Por: Fernando Torres - Valor Econômico
Dezenas de milhares de pessoas acabam de resgatar alguns bilhões
de reais investidos em fundos de investimentos da categoria "renda fixa
índices", assustadas com as perdas registradas após a forte desvalorização
das NTN-Bs, títulos públicos de longo prazo que rendem juro real fixo acima da
inflação medida pelo IPCA.
Depois do susto, elas devem estar procurando culpados.
O Banco Central, que elevou a Selic, é um candidato. A turma do
Federal Reserve, que ameaça mudar o rumo da política monetária dos EUA, também
entra na lista.
Largada de Bolt não deveria assustar maratonista
Por fim, outro alvo óbvio é o gerente do banco, que não teria
alertado para os riscos.
A lista de razões e responsáveis poder ser grande.
Mas provavelmente o maior culpado é a falta de compromisso do
investidor com seu plano inicial. É a cabeça, e o estômago.
Muitos investidores dizem que investem no "longo prazo",
para se esquecer disso no dia seguinte à aplicação.
Toda cartilha de finanças pessoais reza que as aplicações devem
ser feitas de acordo com o prazo previsto para resgate.
A parcela do dinheiro que precisa ficar disponível para resgate no
curto prazo deve ser destinada a investimentos conservadores, como poupança e
fundos que seguem o CDI.
Apenas a fatia que, com algum grau de confiança pode ficar
guardada por mais tempo, deve ser destinada a fundos de investimento com
estratégias mais agressivas, ao mercado acionário ou para compra de títulos
como as NTN-Bs.
No papel, tudo isso é lindo.
Na prática, o investidor entra em um fundo que aplica em títulos
com prazo médio acima de cinco anos e fica olhando a variação diária da cota.
É a receita para o fracasso.
Se a pessoa decide correr uma maratona, não deve ficar preocupada
se, na hora da largada, vir o jamaicano Usain Bolt disparando na frente nos
primeiros 100, 200 ou 400 metros. Sua prova é de 42 km.
Se os títulos públicos têm características e prazos diferentes,
não é porque o pessoal do Tesouro é criativo e gosta de inventar combinações de
letras e números.
Cada papel tem seu perfil de risco, de retorno e também seu prazo
de vencimento.
Se o investidor avesso a risco quer aplicar pensando na sua
aposentadoria, faz todo sentido que invista em títulos de 10, 20 ou 40 anos.

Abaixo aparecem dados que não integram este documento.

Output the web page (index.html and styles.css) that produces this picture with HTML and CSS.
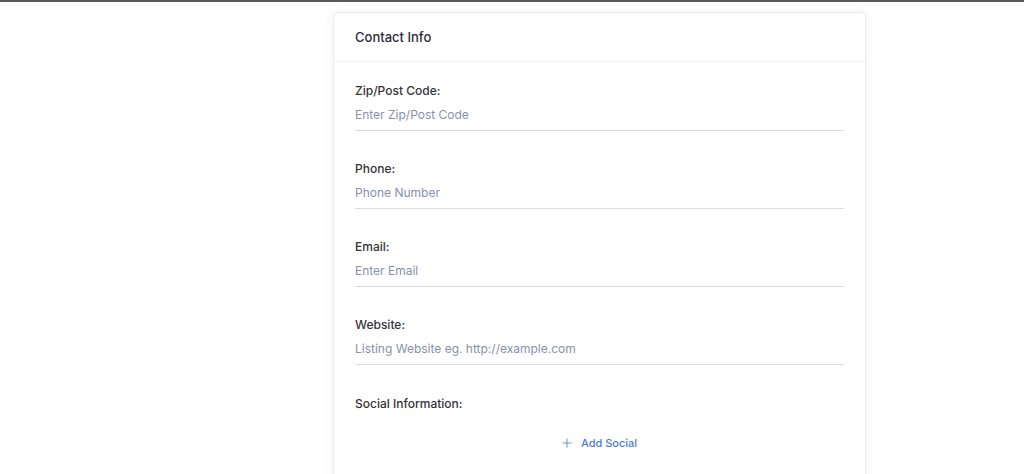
FILE: index.html
```html
<!DOCTYPE html>
<html>
<head>
<meta charset="utf-8">
<link rel="stylesheet" href="styles.css">
</head>
<body>
<div class="topbar"></div>
<main class="page">
  <section class="card">
    <header class="card-header">Contact Info</header>
    <div class="card-body">
      <div class="field">
        <label class="label">Zip/Post Code:</label>
        <input class="input" type="text" placeholder="Enter Zip/Post Code">
      </div>
      <div class="field">
        <label class="label">Phone:</label>
        <input class="input" type="text" placeholder="Phone Number">
      </div>
      <div class="field">
        <label class="label">Email:</label>
        <input class="input" type="text" placeholder="Enter Email">
      </div>
      <div class="field">
        <label class="label">Website:</label>
        <input class="input" type="text" placeholder="Listing Website eg. http://example.com">
      </div>
      <div class="field social">
        <label class="label">Social Information:</label>
        <button class="add-btn" type="button">
          <svg class="plus" width="10" height="10" viewBox="0 0 10 10"><path d="M5 0.5V9.5M0.5 5H9.5" stroke="currentColor" stroke-width="1.1" fill="none"/></svg>
          <span>Add Social</span>
        </button>
      </div>
    </div>
  </section>
</main>
</body>
</html>
```

FILE: styles.css
```css
html, body {
  margin: 0;
  padding: 0;
  background: #ffffff;
  font-family: "Inter", "Open Sans", "Liberation Sans", sans-serif;
  overflow: hidden;
  height: 474px;
}
.topbar {
  height: 2px;
  background: #5a5a5a;
}
.page {
  display: flex;
  justify-content: flex-start;
  padding-top: 10px;
  padding-left: 333px;
}
.card {
  width: 531px;
  border: 1px solid #ececf0;
  border-radius: 4px;
  background: #fff;
  box-shadow: 0 0 10px rgba(120, 120, 150, 0.10);
  min-height: 480px;
}
.card-header {
  height: 48px;
  display: flex;
  align-items: center;
  padding: 0 21px;
  font-size: 13px;
  font-weight: 500;
  color: #2c2c38;
  border-bottom: 1px solid #eff0f3;
}
.card-body {
  padding: 21px 21px 0;
}
.field {
  display: flex;
  flex-direction: column;
  margin-bottom: 30px;
}
.label {
  font-size: 12px;
  line-height: 16px;
  height: 16px;
  font-weight: 500;
  color: #333338;
}
.input {
  border: none;
  border-bottom: 1px solid #dcdde1;
  height: 31px;
  padding: 0;
  font-family: inherit;
  font-size: 12px;
  outline: none;
  color: #333;
  background: transparent;
}
.input::placeholder {
  color: #8a8fab;
}
.social {
  margin-bottom: 0;
}
.social .label {
  margin-top: 1px;
}
.add-btn {
  align-self: center;
  margin-top: 24px;
  display: flex;
  align-items: center;
  gap: 9px;
  border: none;
  background: none;
  padding: 0;
  font-family: inherit;
  font-size: 11px;
  font-weight: 500;
  color: #4c7bd8;
  cursor: pointer;
}
.plus {
  color: #6f94e0;
}
```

Mas se ele quer usar o dinheiro para comprar um carro novo no ano
que vem, e decide investir em papéis com esse mesmo prazo, tem algo de errado
por aí.
É claro que muitos cotistas de fundos podem ter sido mal
aconselhados por gerentes nos bancos. Como as carteiras da categoria
"renda fixa índices" subiram bem acima do CDI nos últimos dois anos,
era uma aplicação fácil de vender.
Os mais de 300 fundos da categoria captaram R$ 65 bilhões em pouco
mais de dois anos e chegaram a reunir 230 mil cotistas em janeiro, ante 84 mil
no fim de 2011, de acordo com dados da Economatica.
Mas de abril para cá, quando esse mercado virou e alguns títulos
atrelados a inflação se desvalorizaram até 20%, as carteiras passaram a
acumular perdas e os resgates chegaram a R$ 15 bilhões. O número de cotistas
caiu para 120 mil.
A existência do termo "renda fixa" no nome, ainda que
tecnicamente defensável, certamente não ajuda.
Mas, em última instância, a decisão é sempre do investidor.
O aplicador comum tem basicamente um único motivo para comprar uma
NTN-B - e o raciocínio também vale para os fundos de índice.
É estar satisfeito com a taxa de juro real prometida na época da
aplicação, esteja ela em 6%, 5%, 4% ou 3% ao ano. Se o seu horizonte de
investimento condiz com o prazo do papel, é exatamente isso que você receberá
ao fim do contrato.
É verdade que é difícil ter certeza de que será possível manter um
investimento parado até 2024, 2035 ou 2050 - quando o retorno
"combinado" estaria garantido.
Mas também não é normal fazer uma aplicação dessas e sacar o
dinheiro no mês seguinte.
Quanto mais tempo o investidor conseguir manter os recursos
aplicados, menor a chance de realizar prejuízo em caso de resgate antecipado.
Uma análise sobre os retornos médios sucessivos da NTN-B 2024
Principal desde seu lançamento ilustra bem isso.
O retorno médio mensal do papel ficou em 1,6%. Mas a chance de
perder dinheiro fazendo a aplicação por um mês não é nada desprezível.
Já em intervalos de cinco anos, que seria o início de um horizonte
de longo prazo, o retorno médio foi de 143% e, apesar do sobe e desce, nunca
ficou abaixo do CDI, que deu ganho médio de 67%.